Murió un 6 de Julio del año 1962 y el escritor William Styron que estuvo en su funeral escribió: “Más que nada, detestaba que invadieran su privacidad. Aunque me hacen sentir bienvenido en casa de la señora Faulkner y su hija Jill, y aunque sé que la bienvenida es sincera, me siento un intruso. El duelo es una de las pocas cosas privadas. Más que nada, Faulkner odiaba a aquellos (y había muchos) que se metían en su vida privada –chismosos y curiosos literarios ansiosos de proximidad con la grandeza y una pizca de fama reflejada–. El mismo había dicho más de una vez, y con razón, que lo único que debía importarle a la gente sobre un escritor son sus libros.
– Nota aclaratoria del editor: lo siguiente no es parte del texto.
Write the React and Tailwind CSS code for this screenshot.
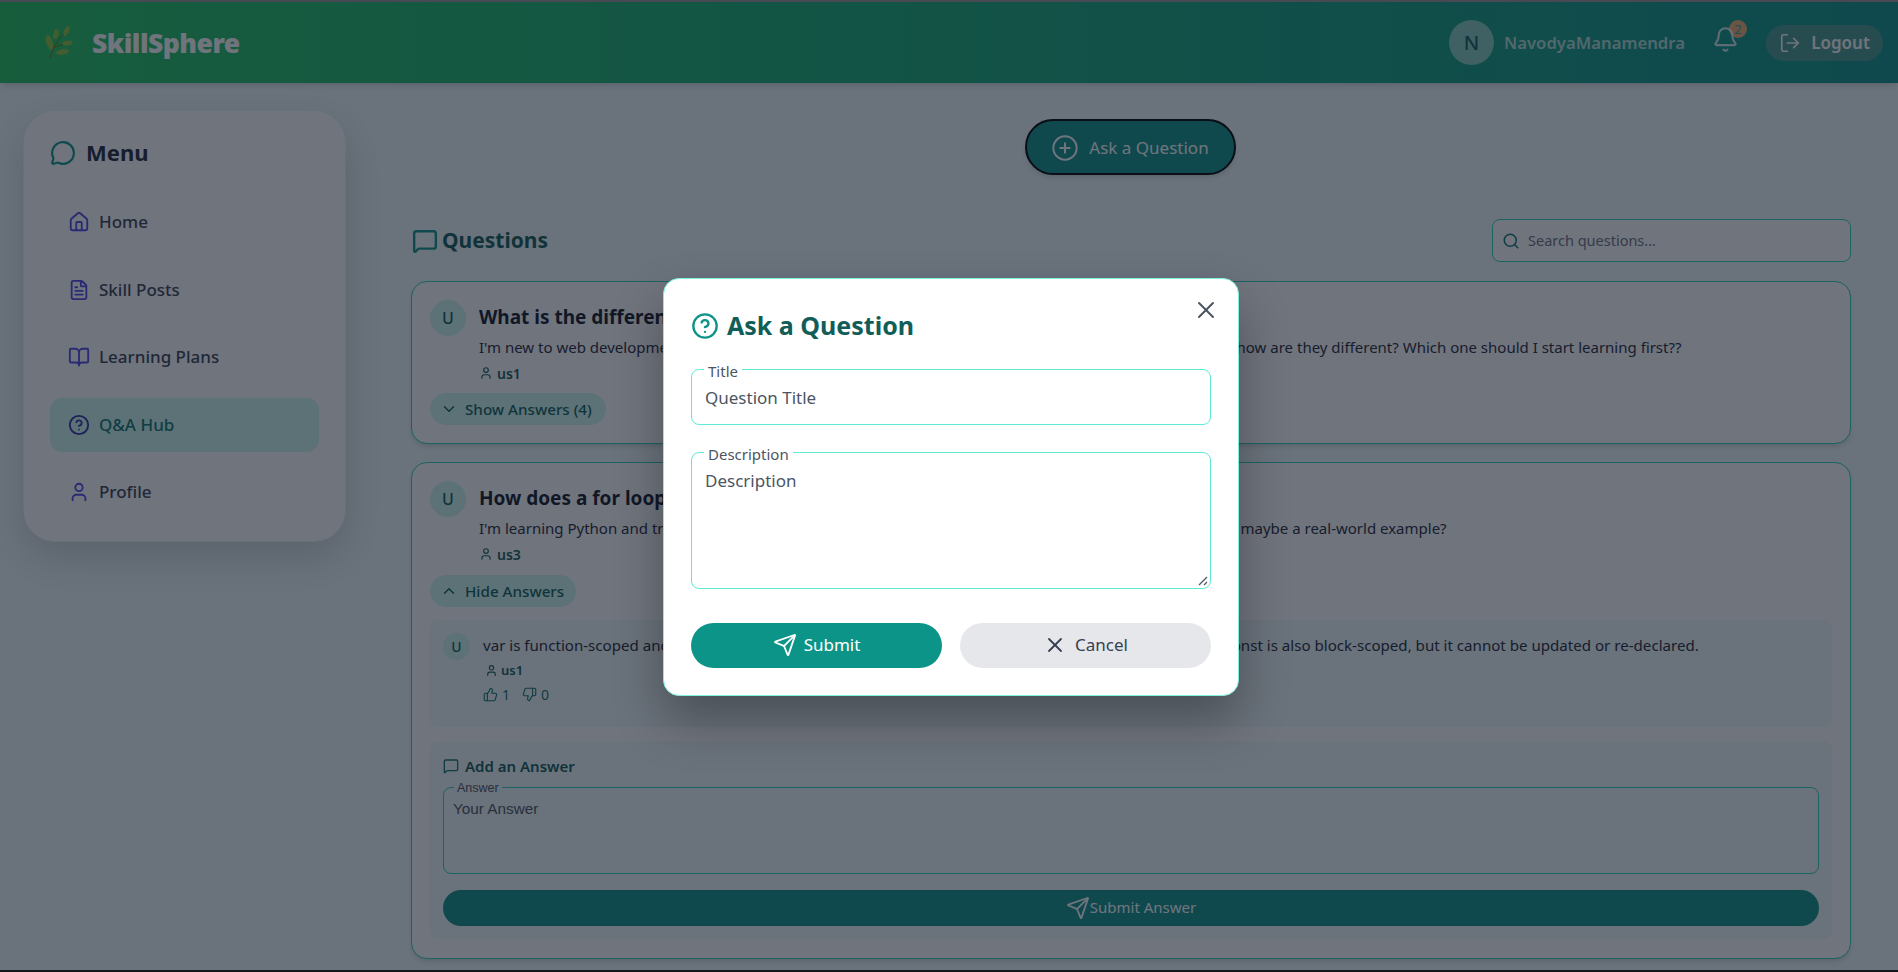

Ahora que está muerto y desamparado en el ataúd de madera gris, me siento como un entrometido más que nunca, husmeando en un lugar donde no debería estar”.

En sus libros se encuentra lo humano en eterna tensión con el entorno y con esas pasiones que nos guían y a veces parecen desbordarnos. A Vladimir Nabokov le irritaba hasta el paroxismo la frondosidad y ramificación profusa de sus “imposibles estruendos bíblicos”, cuestión que para el escritor ruso dañaba su prosa y lo hacía un tanto inleíble/infumable. No obstante ese tono bíblico de sus novelas coloca todo en esa perspectiva en la que el hombre debe recurrir a su fuerza espiritual para resistir y salir adelante a pesar de todo.

Su estilo influyó en una buena porción de escritores latinoamericanos. Hoy su manera de narrar es una rareza que todavía puede aportar algunos trucos a la hora de convertir la vida en una parábola literaria con sus confusos meandros apocalípticos, con ese incomparable estilo de profeta borracho escribiendo esos largos pasajes libres de puntos, martilleando en esas máquinas de escribir portátiles a pesar de esa bruma espesa de la resaca. Por eso siempre digo Faulkner, por favor doble y con hielo.